Emily in Paris

Petite nouveauté Netflix signée Darren Star, cette étoile incontestée des séries des années 90 avec la création de, notamment, Beverly Hill 90210 et Sex and the City, on suit ici les tribulations d’une jeune femme dynamique et souriante de Chicago, partie travailler un an dans une agence de marketing française que sa firme américaine vient de racheter. Avec ses serveurs imbuvables, ses clopeurs invétérés, ses dragueurs snobinards, Lily Collins se retrouve parachutée, ne parlant pas un mot de la langue de Molière mais des étoiles pleins les yeux, dans la Ville Lumière, avec choc des cultures et clichés à la pelle au rendez-vous…

Dans les séries américaines, Paris ressemble à une carte postale des années 50, une savant mélange entre le Paris d’Amélie Poulain et celui de Ratatouille. Avec couleurs et lumières scintillantes, version longue de la pub pour La Vie Est Belle, où les héros et héroïnes passent miraculeusement du Pont des Arts à Montmartre, dans des rues rutilantes, pour nous en mettre plein la vue et les oreilles avec accordéonistes à bérets, cafés vintages en bord de Seine et marchés animés. Ils rencontrent souvent des autochtones, au café de Flore ou au Deux-Magots (pour le cliché again), qui vivent leur meilleure vie et les invitent à de chics vernissages en tout genre, des fêtes tumultueuses au dernier étage d’un immense appartement avec vue imprenable, et qui leur dépeigne un Paris so wonderful que, nous, parisiens, avons du mal à reconnaître.

Les deux derniers épisodes de Sex and the City, signés Darren again, restent un sommet du genre, dans ce Paris lumineux et merveilleux, en pleine Fashion Week. C’est donc par amour pour la capitale française que Darren a décidé d’y tourner l’intégrale de sa nouvelle série, sans éviter de glisser sur cacas de chiens et stéréotypes parisiens.

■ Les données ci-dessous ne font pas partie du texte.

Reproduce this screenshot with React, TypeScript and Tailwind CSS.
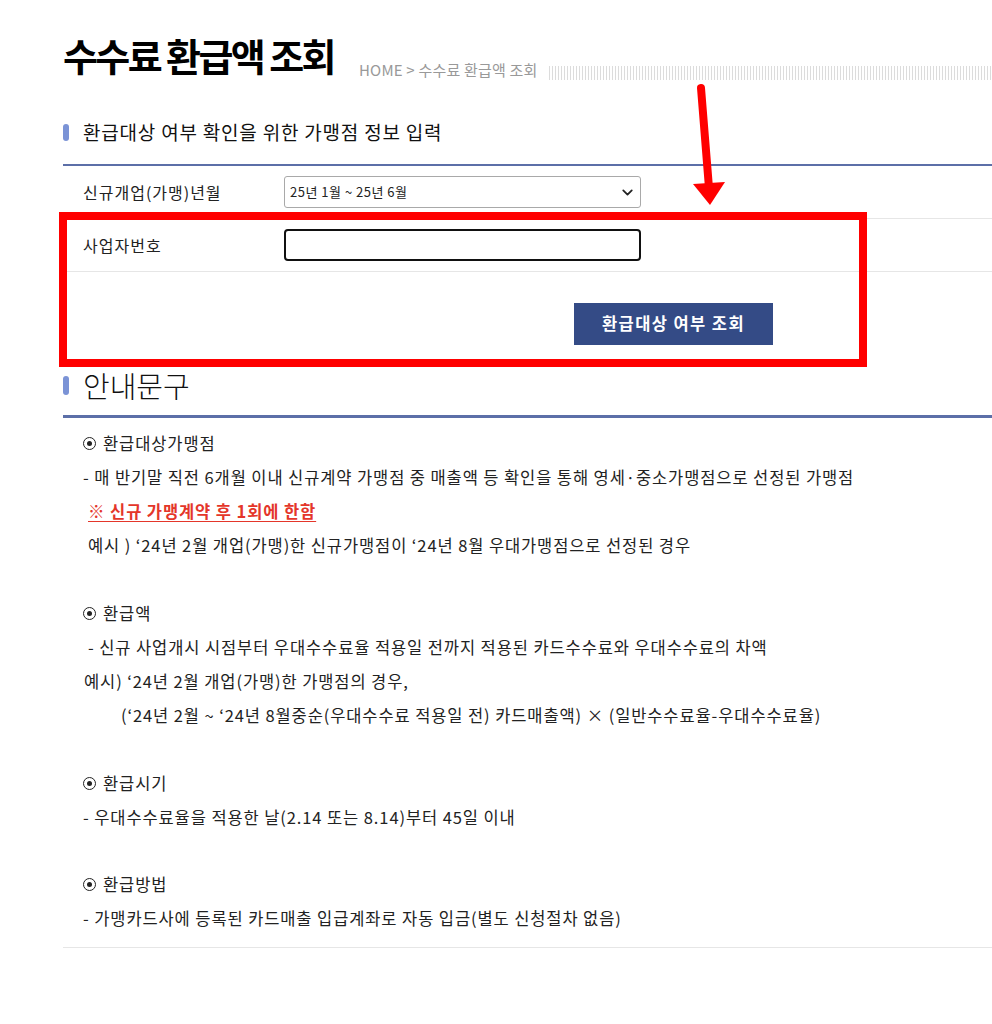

Caricature grotesque et superficielle


Tout est caricatural donc, de la joie de vivre et happy face so american, au mépris non feint des parisiens. Tout le monde est extrêmement beau, ou riche, intellectuel, chef cuisinier, artiste… Et nous voici devant une kyrielle de poncifs, préparez-vous à les voir défiler sans fin. Absence d’ascenseur et un immeuble ancien, merdes de chien sur le trottoir, sportives fumeuses, boulangerie à devanture 1900, mode de vie tellement français, où l’on voit bien comment nos amis d’outre-Atlantique nous perçoivent : arrivée tardive au bureau (pas avant 10h30, s’il-vous-plaît), pauses déjeuner extra-longues, restaurant tous les soirs, principe de plaisir dominant le principe de réalité, en somme. Une vision du french way of life qui s’apparente à l’insulte premier degré. Qu’importe le flacon, pourvu qu’on ait l’ivresse.

Ici, nous sommes donc tous méchants, pédants, arrogants, feignants, des séducteurs incorrigibles pour qui le concept de fidélité n’existe pas, sexistes et rétrogrades, avec une vision bien particulière du courant #MeToo. Il faut une sacré dose d’autodérision pour continuer à regarder une série meringuée qui nous fustige sans concessions.

Mais si on y regarde de plus près, on sent tout de même un certaine hymne à l’amour, au romantisme, à notre ville qui, malgré quelques mauvais travers, reste filmée avec une bienveillance chaleureuse et une naïveté aussi énervante qu’attendrissante.

La série se regarde donc et s’apprécie aussi bien qu’un croissant savouré à la terrasse d’un café avec jolie vue sur la Tour Eiffel étincelante.